Exercise goal
Copy every line of the data that contains the string "with".

Supplied information
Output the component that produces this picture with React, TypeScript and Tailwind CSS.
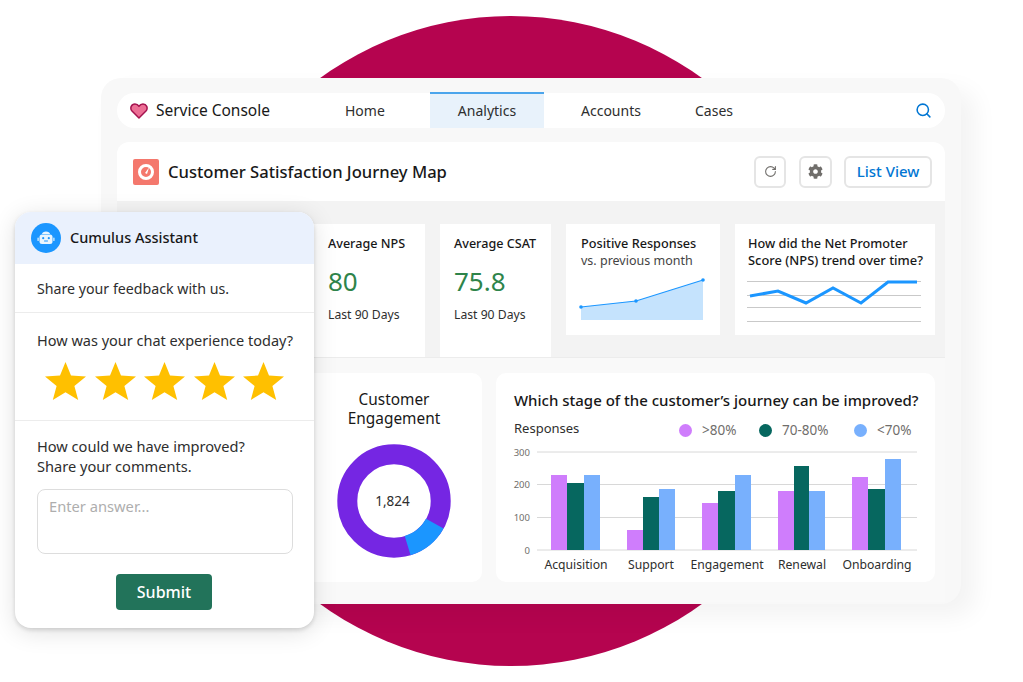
import { RotateCw, Search } from "lucide-react";
import { FaCog } from "react-icons/fa";

const font = { fontFamily: '"Noto Sans", "Open Sans", sans-serif' };

const bars = [
  { label: "Acquisition", cx: 576, x: [551, 567, 584, 600], tops: [475, 483, 475] },
  { label: "Support", cx: 651, x: [627, 643, 659, 675], tops: [530, 497, 489] },
  { label: "Engagement", cx: 727, x: [702, 718, 735, 751], tops: [503, 491, 475] },
  { label: "Renewal", cx: 802, x: [778, 794, 809, 825], tops: [491, 466, 491] },
  { label: "Onboarding", cx: 877, x: [852, 868, 885, 901], tops: [477, 489, 459] },
];
const barColors = ["#cf7dfc", "#06675f", "#78b0fd"];

const Heart = () => (
  <svg width="18" height="16" viewBox="0 0 18 16">
    <path d="M9 15 L2 8 C-0.5 5 1.5 1 5 1 C7 1 8.2 2 9 3.2 C9.8 2 11 1 13 1 C16.5 1 18.5 5 16 8 Z" fill="#ec6f95" stroke="#a5134f" strokeWidth="1.5" strokeLinejoin="round" />
  </svg>
);

const Gauge = () => (
  <div className="w-[26px] h-[26px] rounded-[2px] bg-[#f4786d] flex items-center justify-center">
    <svg width="18" height="18" viewBox="0 0 18 18">
      <circle cx="9" cy="9" r="6.5" fill="none" stroke="#fff" strokeWidth="3" />
      <path d="M8 10 L12 4.5 L10 11 Z" fill="#fff" />
    </svg>
  </div>
);

const Robot = () => (
  <div className="w-[30px] h-[30px] rounded-full bg-[#1b96ff] flex items-center justify-center">
    <svg width="20" height="20" viewBox="0 0 20 20">
      <path d="M6 6 C6 2.5 14 2.5 14 6 Z" fill="#eaf5fe" />
      <rect x="3.5" y="6.5" width="13" height="9.5" rx="2.5" fill="#eaf5fe" />
      <rect x="1.5" y="9.5" width="1.2" height="3.5" rx="0.6" fill="#eaf5fe" />
      <rect x="17.3" y="9.5" width="1.2" height="3.5" rx="0.6" fill="#eaf5fe" />
      <circle cx="7.2" cy="10.2" r="1.1" fill="#1b96ff" />
      <circle cx="12.8" cy="10.2" r="1.1" fill="#1b96ff" />
      <path d="M8.5 13 H11.5" stroke="#1b96ff" strokeWidth="1" strokeLinecap="round" />
    </svg>
  </div>
);

const Star = () => (
  <svg width="41" height="38" viewBox="0 0 41 38">
    <polygon points="20.5,0 26,13.6 41,14.6 29.4,24 33.2,38 20.5,30.2 7.8,38 11.6,24 0,14.6 15,13.6" fill="#ffc000" />
  </svg>
);

const StatCard = ({ title, value }: { title: string; value: string }) => (
  <div className="bg-white h-[111px] pt-[11px] flex flex-col">
    <div className="text-[12.6px] leading-[18px] font-medium text-[#181818] whitespace-nowrap">{title}</div>
    <div className="text-[26px] leading-[34px] mt-[11px] text-[#2e844a]">{value}</div>
    <div className="text-[12.2px] leading-[18px] mt-[8px] text-[#2e2e2e] whitespace-nowrap">Last 90 Days</div>
  </div>
);

export default function App() {
  return (
    <div className="relative w-[1023px] h-[682px] bg-white overflow-hidden pt-[78px] pl-[101px]" style={font}>
      {/* big circle behind the window */}
      <div className="absolute left-[186px] top-[16px] w-[650px] h-[650px] rounded-full bg-[#b5044f]" />

      <div className="relative w-[860px] h-[526px] rounded-[20px] bg-[#f8f8f8] shadow-[14px_12px_24px_rgba(0,0,0,0.05)] px-[16px] pt-[15px]">
        {/* nav */}
        <div className="h-[35px] rounded-full bg-white flex items-stretch pl-[13px] pr-[13px] text-[#2e2e2e]">
          <div className="flex items-center gap-[8px] w-[140px]">
            <Heart />
            <span className="text-[15.5px] text-[#181818] whitespace-nowrap">Service Console</span>
          </div>
          <div className="flex items-center ml-[75px] w-[85px] text-[14px]">Home</div>
          <div className="flex items-center justify-center w-[114px] -mt-[1px] pb-[1px] border-t-2 border-[#4ba5ec] bg-[#e8f2fb] text-[14px]">Analytics</div>
          <div className="flex items-center ml-[37px] w-[114px] text-[14px]">Accounts</div>
          <div className="flex items-center text-[14px]">Cases</div>
          <div className="flex items-center ml-auto">
            <Search size={17} strokeWidth={2.2} className="text-[#0176d3]" />
          </div>
        </div>

        {/* page header */}
        <div className="mt-[14px] h-[59px] bg-white rounded-t-[12px] flex items-center pl-[16px] pr-[13px]">
          <Gauge />
          <h1 className="ml-[9px] mt-[2px] text-[16.6px] font-medium text-[#181818] whitespace-nowrap">Customer Satisfaction Journey Map</h1>
          <div className="ml-auto flex items-center">
            <div className="w-[32px] h-[32px] rounded-[6px] border-2 border-[#e5e5e5] flex items-center justify-center">
              <RotateCw size={13} strokeWidth={2} className="text-[#706e6b]" />
            </div>
            <div className="ml-[13px] w-[33px] h-[32px] rounded-[6px] border-2 border-[#e5e5e5] flex items-center justify-center">
              <FaCog size={15} className="text-[#706e6b]" />
            </div>
            <div className="ml-[12px] w-[88px] h-[32px] rounded-[6px] border-2 border-[#e5e5e5] flex items-center justify-center text-[15px] font-medium text-[#0176d3] whitespace-nowrap">
              List View
            </div>
          </div>
        </div>

        {/* stats row */}
        <div className="h-[156px] bg-[#f3f3f3] pt-[23px] pl-[11px] flex gap-[15px]">
          <div className="w-[297px] bg-white pl-[200px]">
            <StatCard title="Average NPS" value="80" />
          </div>
          <div className="w-[111px] bg-white pl-[14px]">
            <StatCard title="Average CSAT" value="75.8" />
          </div>
          <div className="w-[154px] h-[111px] bg-white pl-[15px] pt-[11px]">
            <div className="text-[12.7px] leading-[17px] font-medium text-[#181818] whitespace-nowrap">Positive Responses</div>
            <div className="text-[12.5px] leading-[17px] text-[#444444] whitespace-nowrap">vs. previous month</div>
            <svg className="block mt-[5px] -ml-[15px]" width="154" height="50" viewBox="566 273 154 50">
              <polygon points="581,306 636,300 703,279 703,319 581,319" fill="#c5e3fd" />
              <polyline points="581,306 636,300 703,279" fill="none" stroke="#1b96ff" strokeWidth="1.2" />
              <circle cx="581" cy="306" r="1.8" fill="#1b96ff" />
              <circle cx="636" cy="300" r="1.8" fill="#1b96ff" />
              <circle cx="703" cy="279" r="1.8" fill="#1b96ff" />
            </svg>
          </div>
          <div className="w-[200px] h-[111px] bg-white pl-[13px] pt-[11px]">
            <div className="text-[12.7px] leading-[17px] font-medium text-[#181818] whitespace-nowrap">How did the Net Promoter</div>
            <div className="text-[12.9px] leading-[17px] font-medium text-[#181818] whitespace-nowrap">Score (NPS) trend over time?</div>
            <svg className="block mt-[5px] -ml-[13px]" width="200" height="50" viewBox="735 273 200 50">
              {[280.5, 294.5, 306.5, 320.5].map((y) => (
                <line key={y} x1="747" x2="921" y1={y} y2={y} stroke="#c9c9c9" strokeWidth="1" />
              ))}
              <polyline points="750,295 778,290 806,302 833,287 861,302 888,281 917,281" fill="none" stroke="#1b96ff" strokeWidth="3" />
            </svg>
          </div>
        </div>

        {/* lower row */}
        <div className="h-[245px] border-t border-[#ececec] bg-[#f9f9f9] pt-[15px] pl-[11px] flex gap-[14px]">
          <div className="w-[354px] h-[209px] bg-white rounded-[10px] flex justify-end">
            <div className="w-[176px] flex flex-col items-center pt-[17px]">
              <div className="text-[15.4px] leading-[19px] text-center text-[#181818]">Customer<br />Engagement</div>
              <div className="relative mt-[16px] w-[114px] h-[114px]">
                <svg width="114" height="114" viewBox="-57 -57 114 114">
                  <circle r="46.7" fill="none" stroke="#7526e3" strokeWidth="20" />
                  <path d="M40.8 22.6 A46.7 46.7 0 0 1 13.65 44.66" fill="none" stroke="#1b96ff" strokeWidth="20" />
                </svg>
                <div className="absolute inset-0 flex items-center justify-center pr-[3px] text-[13.5px] text-[#2e2e2e]">1,824</div>
              </div>
            </div>
          </div>

          <div className="w-[439px] h-[209px] bg-white rounded-[10px] pl-[18px] pt-[17px]">
            <div className="text-[15px] leading-[21px] font-medium text-[#181818] whitespace-nowrap">Which stage of the customer’s journey can be improved?</div>
            <div className="flex items-center mt-[9px] h-[18px] text-[13px]">
              <span className="text-[#2e2e2e] w-[165px]">Responses</span>
              <span className="w-[13px] h-[13px] rounded-full bg-[#cf7dfc] mt-[2px]" />
              <span className="ml-[10px] w-[57px] text-[#706e6b] text-[13.5px] mt-[2px]">&gt;80%</span>
              <span className="w-[13px] h-[13px] rounded-full bg-[#06675f] mt-[2px]" />
              <span className="ml-[10px] w-[72px] text-[#706e6b] text-[13.5px] mt-[2px]">70-80%</span>
              <span className="w-[13px] h-[13px] rounded-full bg-[#78b0fd] mt-[2px]" />
              <span className="ml-[10px] text-[#706e6b] text-[13.5px] mt-[2px]">&lt;70%</span>
            </div>
            <svg className="block -ml-[18px] mt-[7px]" width="439" height="135" viewBox="496 445 439 135">
              {[
                { y: 452, t: "300" },
                { y: 484.5, t: "200" },
                { y: 517.5, t: "100" },
                { y: 550, t: "0" },
              ].map((g) => (
                <g key={g.t}>
                  <line x1="537" x2="917" y1={g.y} y2={g.y} stroke="#d8d8d8" strokeWidth="1" />
                  <text x="530" y={g.y + 3.5} textAnchor="end" fontSize="9.5" fill="#706e6b">{g.t}</text>
                </g>
              ))}
              {bars.map((b) => (
                <g key={b.label}>
                  {b.tops.map((top, i) => (
                    <rect key={i} x={b.x[i]} y={top} width={b.x[i + 1] - b.x[i]} height={550 - top} fill={barColors[i]} />
                  ))}
                  <text x={b.cx} y="569" textAnchor="middle" fontSize="12.2" fill="#2e2e2e">{b.label}</text>
                </g>
              ))}
            </svg>
          </div>
        </div>
      </div>

      {/* chat widget lies over the window */}
      <div className="absolute left-[15px] top-[212px] w-[299px] h-[416px] rounded-[16px] bg-white overflow-hidden shadow-[0_2px_4px_rgba(0,0,0,0.14),0_4px_24px_rgba(0,0,0,0.12)] text-[#2e2e2e]">
        <div className="h-[52px] bg-[#eaf1fd] flex items-center pl-[16px] gap-[9px]">
          <Robot />
          <span className="text-[14.5px] font-medium text-[#181818] whitespace-nowrap">Cumulus Assistant</span>
        </div>
        <div className="h-[49px] border-b border-[#ececec] flex items-center pl-[22px] pt-[2px] text-[14.2px] whitespace-nowrap">Share your feedback with us.</div>
        <div className="h-[108px] border-b border-[#ececec] pt-[17px]">
          <div className="pl-[22px] text-[14.5px] leading-[20px] whitespace-nowrap">How was your chat experience today?</div>
          <div className="flex gap-[8.6px] pl-[30px] mt-[12px]">
            <Star />
            <Star />
            <Star />
            <Star />
            <Star />
          </div>
        </div>
        <div className="pl-[22px] pr-[21px] pt-[15px]">
          <div className="text-[14.6px] leading-[20px] whitespace-nowrap">How could we have improved?<br />Share your comments.</div>
          <div className="mt-[13px] h-[65px] rounded-[8px] border border-[#dddddd] px-[11px] pt-[6px] text-[14.7px] leading-[20px] text-[#aeaeae]">Enter answer...</div>
          <div className="mt-[20px] ml-[79px] w-[96px] h-[36px] rounded-[4px] bg-[#22735a] text-white flex items-center justify-center text-[16px] font-medium">Submit</div>
        </div>
      </div>
    </div>
  );
}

Correct response
Output the component that produces this picture with React, TypeScript and Tailwind CSS.
        <div className="h-[49px] border-b border-[#ececec] flex items-center pl-[22px] pt-[2px] text-[14.2px] whitespace-nowrap">Share your feedback with us.</div>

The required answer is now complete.